Rod Cutting Problem: Given a rod of length n inches and an array of prices that contains prices of all pieces of size smaller than n. Determine the maximum value obtainable by cutting up the rod and selling the pieces and also find the size of the pieces to be cut.

import random

prices = {x:random.randrange(x, 2*x) for x in range(1,101)}

def find_optimum_revenue(length, prices, memo={}):
    '''This function finds the maximum possible revenue
       that can be generated by cutting a rod of
       length = length and the prices for each rod of length n
       is stored in prices such that prices[n] finds the price
       of the rod.'''

    if length == 1: # Base Case: You can't cut a rod of length == 1
        return prices[1]

    elif length in memo:
        return memo[length]

    else:
        # The first list will contain all the possible revenues after
        # cutting the rod. We add the list [prices[length]] to add the
        # possibility that we may sell the rod as is and not cut it.

        possible_revenues = [find_optimum_revenue(half, prices, memo) + \
                            find_optimum_revenue
                             (length - half, prices, memo) \
                    for half in range(1, length//2+1)] + [prices[length]] 

        memo[length] = max(possible_revenues) # Saving in dictionary for future use
        return memo[length]

get_price = lambda pieces: sum(prices[rod] for rod in pieces)

def find_optimum_cuts(length, prices, memo={}):
    '''This function finds the length of pieces to be cut so
       as to generate the maximum revenue that can be generated
       by cutting a rod of length = length and the prices for
       each rod of length n is stored in prices such that prices[n]
       finds the price of the rod.'''

    if length == 1: # Base Case: You can't cut a rod of length == 1
        return (1,)

    elif length in memo:
        return memo[length]

    else:
        # The first list will contain all the possible revenues after
        # cutting the rod. We add the list [prices[length]] to add the
        # possibility that we may sell the rod as is and not cut it.
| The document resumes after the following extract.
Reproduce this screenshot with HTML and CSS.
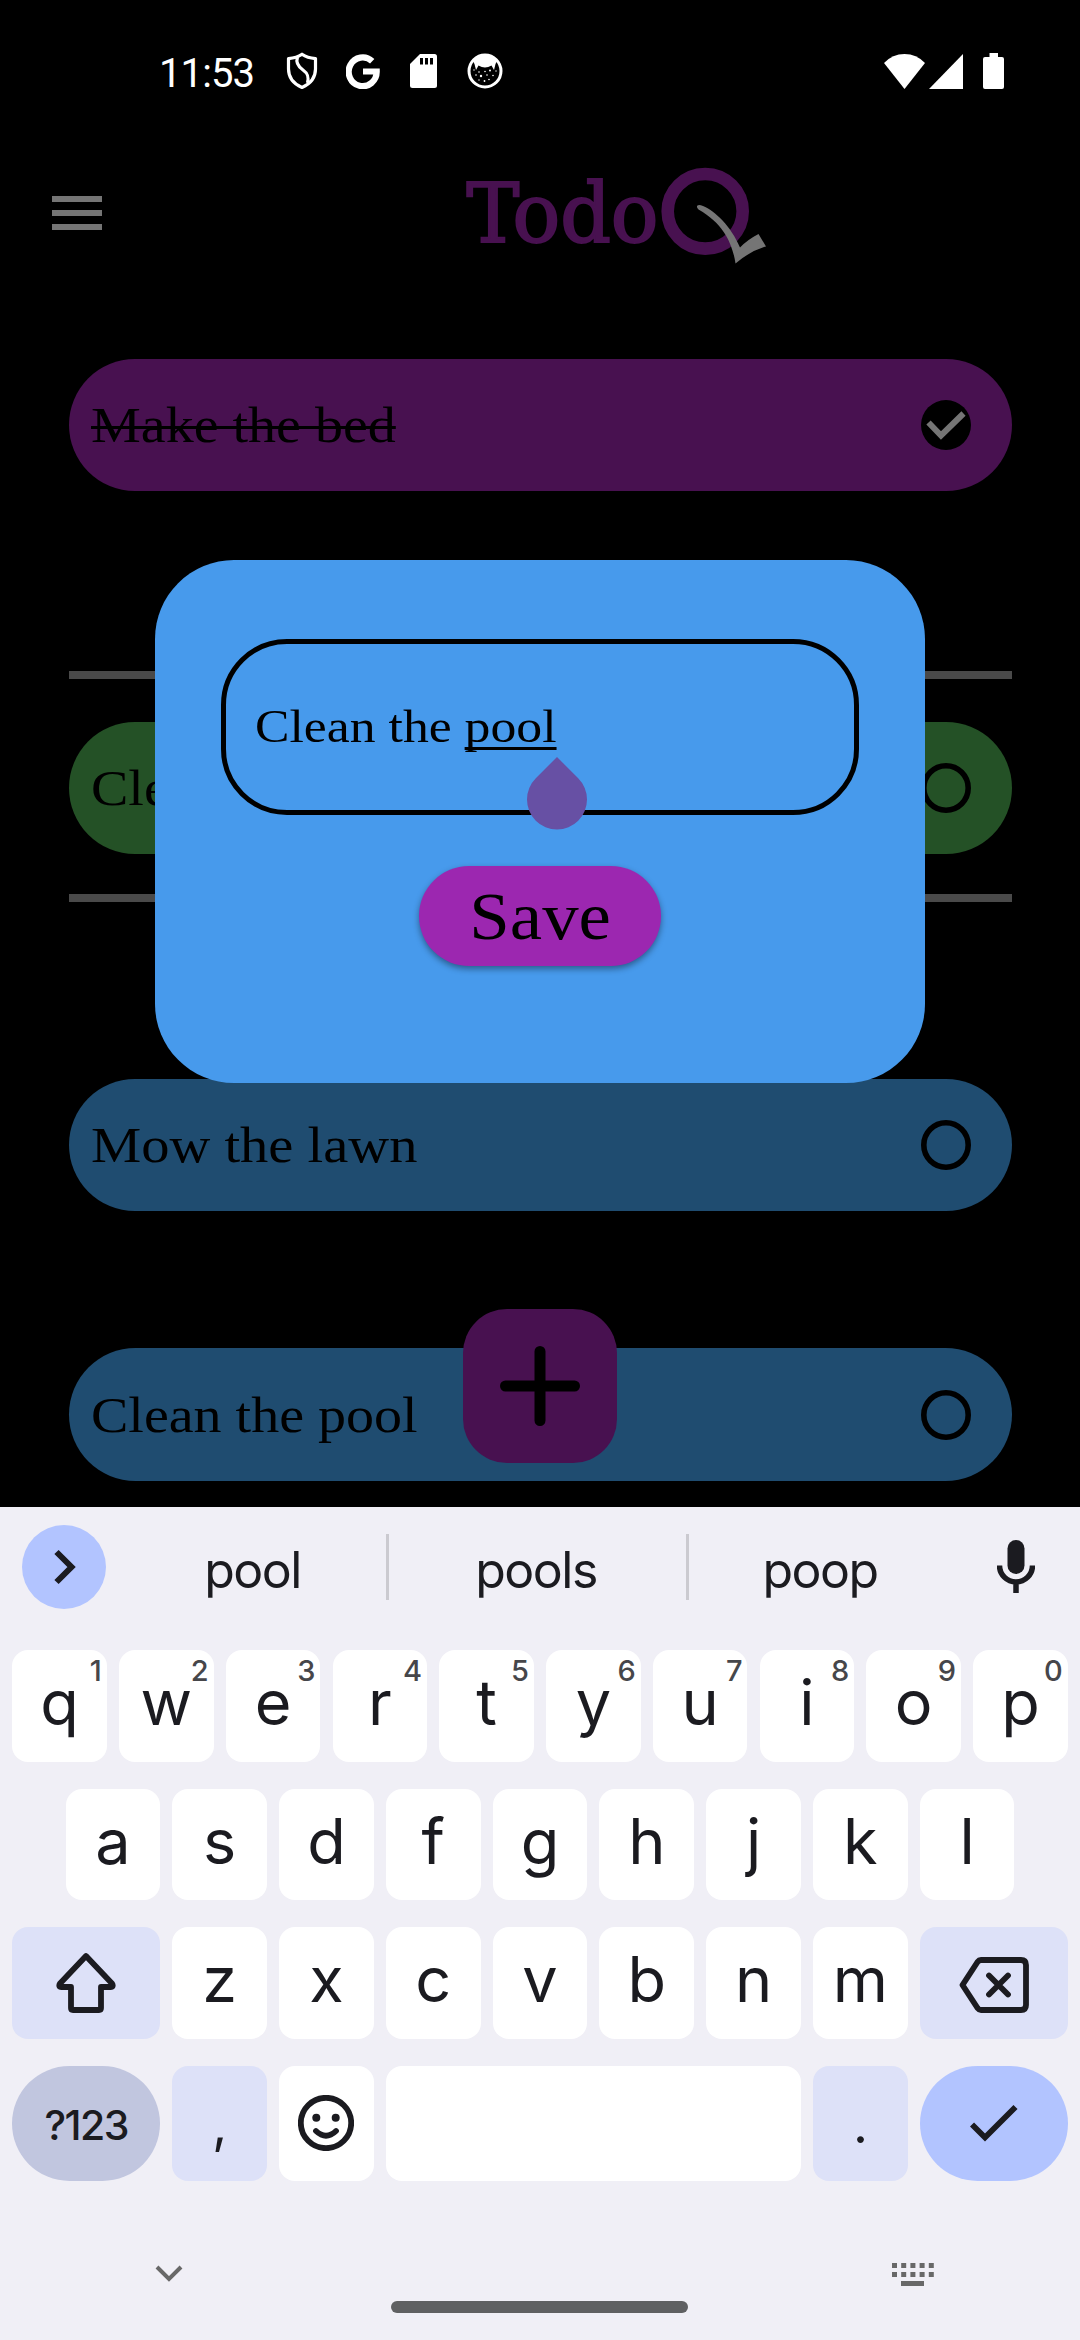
FILE: index.html
```html
<!DOCTYPE html>
<html lang="en">
<head>
<meta charset="utf-8">
<title>TodoQ</title>
<link rel="stylesheet" href="styles.css">
</head>
<body>
<div class="phone">
  <main class="app">
    <header class="status">
      <span class="clock">11:53</span>
      <div class="status-left">
        <svg class="ic-shield" width="32" height="38" viewBox="0 0 32 38" fill="none" stroke="#fff" stroke-width="3.2" stroke-linejoin="round"><path d="M16 2.2C12 5 7 6.200 2.500 6.600V17C2.500 25.500 8 32 16 35.500C24 32 29.500 25.500 29.500 17V6.600C25 6.200 20 5 16 2.200Z"/><path d="M11.500 5C9.500 11 12 14.500 17 18C22 21.500 23 25 21.500 31"/></svg>
        <svg class="ic-g" width="34" height="35" viewBox="0 0 34 35" fill="none" stroke="#fff" stroke-width="6.200"><path d="M26.200 7.200A14 14.400 0 1 0 30.700 17.500H17"/></svg>
        <svg class="ic-sd" width="27" height="34" viewBox="0 0 27 34"><path fill="#fff" d="M10 0H24.500Q27 0 27 2.500V31.500Q27 34 24.500 34H2.500Q0 34 0 31.500V10Z"/><path d="M10 4h3v6.500h-3zM15 4h3v6.500h-3zM20 4h3v6.500h-3z"/></svg>
        <svg class="ic-cat" width="36" height="36" viewBox="0 0 36 36"><circle cx="18" cy="18" r="16" fill="none" stroke="#fff" stroke-width="3"/><path fill="#fff" d="M6 8Q11 2 18 2T30 8L28.500 11L27 17L24.500 12.500Q18 16.500 11.500 12.500L9 17L7.500 11Z"/><g fill="#fff"><circle cx="7" cy="17" r=".7"/><circle cx="12" cy="19" r=".8"/><circle cx="18" cy="18.500" r=".8"/><circle cx="23" cy="17.500" r="1"/><circle cx="29" cy="18" r=".7"/><circle cx="9" cy="22" r=".8"/><circle cx="14" cy="23" r="1.200"/><circle cx="20" cy="22" r=".8"/><circle cx="26" cy="22.500" r=".8"/><circle cx="12" cy="27" r=".7"/><circle cx="17.500" cy="28" r=".9"/><circle cx="22" cy="26.500" r=".8"/></g></svg>
      </div>
      <div class="status-right">
        <svg class="ic-wifi" width="41" height="35" viewBox="0 0 41 35" fill="#fff"><path d="M0 9Q8.500 0 20.500 0T41 9L20.500 35Z"/></svg>
        <svg class="ic-signal" width="34" height="35" viewBox="0 0 34 35" fill="#fff"><path d="M34 0V35H0Z"/></svg>
        <svg class="ic-battery" width="21" height="36" viewBox="0 0 21 36" fill="#fff"><path d="M6.500 0h8.500v4h4q2 0 2 2v28q0 2-2 2h-17q-2 0-2-2v-28q0-2 2-2h4.500z"/></svg>
      </div>
    </header>

    <div class="topbar">
      <div class="burger"><i></i><i></i><i></i></div>
      <svg class="logo" width="306" height="104" viewBox="463 164 306 104">
        <text class="logo-text" x="466.500" y="242" textLength="192" lengthAdjust="spacingAndGlyphs">Todo</text>
        <ellipse class="logo-ring" cx="705.200" cy="211.300" rx="37.500" ry="37.300"/>
        <path class="logo-tick" d="M697.500 205.500Q699 204.300 703 206C715 211 731 226 740 247.500Q747 240 758.500 234L766 246.500Q750 251 735.500 263.500C733 247 726 225 698.500 209.500Q696 207 697.500 205.500Z"/>
      </svg>
    </div>

    <section class="tasks">
      <article class="task done"><span class="label">Make the bed</span>
        <svg class="mark" viewBox="0 0 50 50"><circle cx="25" cy="25" r="25"/><path class="tick" d="M7.500 22.500L20 35.500L42.500 13.500"/></svg></article>
      <hr class="rule rule-first">
      <article class="task active"><span class="label">Clean the pool</span>
        <svg class="mark" viewBox="0 0 50 50"><circle class="open" cx="25" cy="25" r="22.200"/></svg></article>
      <hr class="rule rule-second">
      <article class="task todo third"><span class="label">Mow the lawn</span>
        <svg class="mark" viewBox="0 0 50 50"><circle class="open" cx="25" cy="25" r="22.200"/></svg></article>
      <article class="task todo fourth"><span class="label">Clean the pool</span>
        <svg class="mark" viewBox="0 0 50 50"><circle class="open" cx="25" cy="25" r="22.200"/></svg></article>
    </section>

    <div class="fab"><svg width="80" height="80" viewBox="0 0 80 80"><path d="M40 5.500V74.500M5.500 40H74.500"/></svg></div>

    <section class="dialog">
      <div class="field"><span class="entry">Clean the <u>pool</u></span></div>
      <div class="save"><span>Save</span></div>
      <svg class="handle" width="60" height="73" viewBox="0 0 60 73"><path d="M30 0L51.200 21.300A30 30 0 1 1 8.800 21.300Z"/></svg>
    </section>
  </main>

  <section class="keyboard">
    <div class="suggest">
      <div class="expand"><svg width="84" height="84" viewBox="0 0 84 84"><path d="M34.500 27L49.500 42L34.500 57"/></svg></div>
      <span class="word">pool</span><i class="bar"></i><span class="word">pools</span><i class="bar"></i><span class="word">poop</span>
      <svg class="mic" width="38" height="54" viewBox="0 0 38 54"><rect x="10.500" y="0" width="17" height="34" rx="8.500"/><path d="M2.500 25.500A16.500 16.500 0 0 0 35.500 25.500M19 42V53"/></svg>
    </div>
    <div class="row">
      <div class="key">q<sup>1</sup></div><div class="key">w<sup>2</sup></div><div class="key">e<sup>3</sup></div><div class="key">r<sup>4</sup></div><div class="key">t<sup>5</sup></div><div class="key">y<sup>6</sup></div><div class="key">u<sup>7</sup></div><div class="key">i<sup>8</sup></div><div class="key">o<sup>9</sup></div><div class="key">p<sup>0</sup></div>
    </div>
    <div class="row">
      <div class="key">a</div><div class="key">s</div><div class="key">d</div><div class="key">f</div><div class="key">g</div><div class="key">h</div><div class="key">j</div><div class="key">k</div><div class="key">l</div>
    </div>
    <div class="row">
      <div class="key wide soft icon"><svg width="62" height="62" viewBox="0 0 62 62"><path d="M31 4L57 31.500Q59 35 55.500 35H46V56Q46 58 44 58H18Q16 58 16 56V35H6.500Q3 35 5 31.500Z"/></svg></div>
      <div class="key">z</div><div class="key">x</div><div class="key">c</div><div class="key">v</div><div class="key">b</div><div class="key">n</div><div class="key">m</div>
      <div class="key wide soft icon del"><svg width="70" height="56" viewBox="0 0 70 56"><path d="M22 3H62Q67 3 67 8V48Q67 53 62 53H22Q20 53 18.500 51L3.500 28L18.500 5Q20 3 22 3ZM30 18.500L49 37.500M49 18.500L30 37.500"/></svg></div>
    </div>
    <div class="row last">
      <div class="key wide mode">?123</div>
      <div class="key soft punct">,</div>
      <div class="key icon face"><svg width="56" height="56" viewBox="0 0 56 56"><ellipse cx="28" cy="28" rx="25.200" ry="25.200"/><path d="M18 36Q28 45.500 38 36"/><circle class="eye" cx="18.300" cy="22.800" r="4"/><circle class="eye" cx="37.700" cy="22.800" r="4"/></svg></div>
      <div class="key space"></div>
      <div class="key soft punct">.</div>
      <div class="key wide enter icon"><svg width="48" height="38" viewBox="0 0 48 38"><path d="M2 20.500L15 33.500L45.500 3"/></svg></div>
    </div>
    <div class="nav">
      <svg class="hide" width="28" height="17" viewBox="0 0 28 17"><path d="M2 2L14 14L26 2"/></svg>
      <i class="pill"></i>
      <svg class="switch" width="42" height="23" viewBox="0 0 42 23"><path d="M0 0h5v5h-5zM9.200 0h5v5h-5zM18.400 0h5v5h-5zM27.600 0h5v5h-5zM36.800 0h5v5h-5zM0 9h5v5h-5zM9.200 9h5v5h-5zM18.400 9h5v5h-5zM27.600 9h5v5h-5zM36.800 9h5v5h-5zM9 18h23v5h-23z"/></svg>
    </div>
  </section>
</div>
</body>
</html>
```
FILE: styles.css
```css
* { box-sizing: border-box; }
body { margin: 0; background: #000; }
svg { display: block; flex: none; }
.phone { width: 1080px; height: 2340px; display: flex; flex-direction: column; overflow: hidden; }

/* app */
.app { position: relative; height: 1507px; background: #000; font-family: "Liberation Serif", serif; color: #000; overflow: hidden; }
.status { height: 142px; padding: 0 76px 0 159px; display: flex; align-items: center; }
.clock { font: 40px/47px Roboto, sans-serif; letter-spacing: -0.9px; color: #fff; width: 127px; padding-top: 4px; }
.status-left { display: flex; align-items: center; gap: 30px; }
.ic-g { margin-left: -2px; }
.status-right { display: flex; align-items: center; gap: 4px; margin-left: auto; }
.ic-battery { margin-left: 16px; }

.topbar { display: flex; height: 216.5px; padding: 22px 0 0 52px; }
.burger { display: flex; flex-direction: column; gap: 8px; width: 50px; padding-top: 32px; margin-right: 361px; }
.burger i { height: 6px; background: #757575; }
.logo-text { font: 82px "DejaVu Serif Condensed", "DejaVu Serif", serif; font-stretch: condensed; fill: #481150; stroke: #481150; stroke-width: 2; }
.logo-ring { fill: none; stroke: #481150; stroke-width: 12.6; }
.logo-tick { fill: #757575; }

.tasks { padding: 0 68.5px; display: flex; flex-direction: column; }
.task { height: 132.3px; border-radius: 67px; padding: 0 41px 0 22px; display: flex; align-items: center; justify-content: space-between; }
.done { background: #481150; }
.active { background: #245126; }
.todo { background: #1f4c70; }
.label { font-size: 50px; line-height: 58px; white-space: nowrap; transform: scaleX(1.12); transform-origin: 0 50%; }
.third .label { transform: scaleX(1.13); }
.done .label { text-decoration: line-through; text-decoration-thickness: 3px; }
.mark { width: 50px; height: 50px; }
.open { fill: none; stroke: #000; stroke-width: 5.6; }
.tick { fill: none; stroke: #757575; stroke-width: 6; }
.rule { width: 100%; height: 8px; margin: 0; border: 0; background: #4a4a4a; }
.rule-first { margin: 180.5px 0 42.5px; }
.rule-second { margin: 40px 0 177px; }
.fourth { margin-top: 137px; }

.fab { position: absolute; left: 463px; top: 1309px; width: 154px; height: 154px; border-radius: 44px; background: #481150; display: flex; align-items: center; justify-content: center; }
.fab path { stroke: #000; stroke-width: 11; stroke-linecap: round; }

.dialog { position: absolute; left: 155px; top: 560px; width: 770px; height: 522.5px; border-radius: 79px; background: #479aec; padding-top: 79px; display: flex; flex-direction: column; align-items: center; gap: 51px; }
.field { width: 638px; height: 176px; border: 5.5px solid #000; border-radius: 66px; padding: 0 0 2px 29px; display: flex; align-items: center; }
.entry { font-size: 47px; line-height: 54px; white-space: nowrap; transform: scaleX(1.1); transform-origin: 0 50%; }
.entry u { text-decoration-thickness: 2.5px; text-underline-offset: 5px; text-decoration-skip-ink: none; }
.save { width: 242px; height: 99.5px; border-radius: 50px; background: #9c27b0; display: flex; align-items: center; justify-content: center; box-shadow: 0 3px 6px rgba(0,0,0,.4); }
.save span { font-size: 68px; line-height: 76px; transform: scaleX(1.07); }
.handle { position: absolute; left: 372px; top: 196.5px; }
.handle path { fill: #6750a4; }

/* keyboard */
.keyboard { flex: 1; background: #f0eff6; font-family: Inter, sans-serif; color: #1b1b20; display: flex; flex-direction: column; }
.suggest { height: 143px; padding: 0 45px 23px 22px; display: flex; align-items: center; }
.expand { width: 84px; height: 84px; border-radius: 50%; background: #b2c4ff; }
.expand path { fill: none; stroke: #1b1b20; stroke-width: 6; }
.word { width: 297px; font-size: 50px; line-height: 60px; letter-spacing: -1.5px; text-align: center; padding-top: 6px; }
.expand + .word { width: 280px; padding-left: 13px; }
.bar + .word { padding-right: 3px; }
.bar { width: 3px; height: 66px; background: #cbcad0; }
.bar ~ .bar + .word { width: 308px; padding-right: 46px; }
.mic { margin-left: auto; }
.mic rect { fill: #1b1b20; }
.mic path { fill: none; stroke: #1b1b20; stroke-width: 5.5; }
.row { display: flex; justify-content: center; gap: 12.2px; height: 111.5px; margin-bottom: 27px; }
.key { position: relative; width: 94.600px; border-radius: 16px; background: #fff; display: flex; align-items: center; justify-content: center; font-size: 63px; line-height: 76px; padding-bottom: 7px; }
.key sup { position: absolute; top: 4px; right: 5px; font-size: 29px; font-weight: 500; line-height: 34px; color: #46464a; }
.wide { width: 148px; }
.soft { background: #dde1f8; }
.icon { padding: 0; }
.icon path, .icon ellipse { fill: none; stroke: #1b1b20; stroke-width: 5.8; stroke-linecap: round; stroke-linejoin: round; }
.del { padding: 5px 0 0 0; }
.last { height: 115px; margin-bottom: 0; }
.mode { border-radius: 58px; background: #c1c6df; font-size: 41px; font-weight: 500; letter-spacing: -1.6px; padding: 4px 0 0; }
.punct { padding: 4px 0 0; font-size: 52px; }
.eye { fill: #1b1b20; }
.space { width: 415px; }
.enter { border-radius: 58px; background: #b2c4ff; }
.enter path { stroke-linecap: butt; stroke-linejoin: miter; }
.nav { flex: 1; display: flex; padding: 0 146px 0 154.500px; justify-content: space-between; }
.hide { margin-top: 84px; }
.hide path { fill: none; stroke: #686868; stroke-width: 4; }
.pill { width: 297px; height: 12px; border-radius: 6px; margin: 120px 0 0 5px; background: #5f6062; }
.switch { margin-top: 82px; }
.switch path { fill: #686868; }
```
        best_cuts = [find_optimum_cuts(half, prices, memo) + \
                    find_optimum_cuts(length - half, prices, memo) \
                    for half in range(1, length//2+1)] + [(length,)]

        memo[length] = max(best_cuts, key=get_price) # Saving in dictionary for future use
        return memo[length]

print(find_optimum_revenue(100, prices))
print(find_optimum_cuts(100, prices))

It works correctly for all the test cases I have tried and is not broken. The first function finds the maximum revenue and the second the pieces to be cut. I am thinking of merging them as it would save time. The prices list contains the prices of different sizes of rods. Is it possible to reduce the time and memory consumption and make the code better and more Pythonic? Also, can you please tell me its time complexity? I believe it to be \$O(n^2)\$ but I am not sure.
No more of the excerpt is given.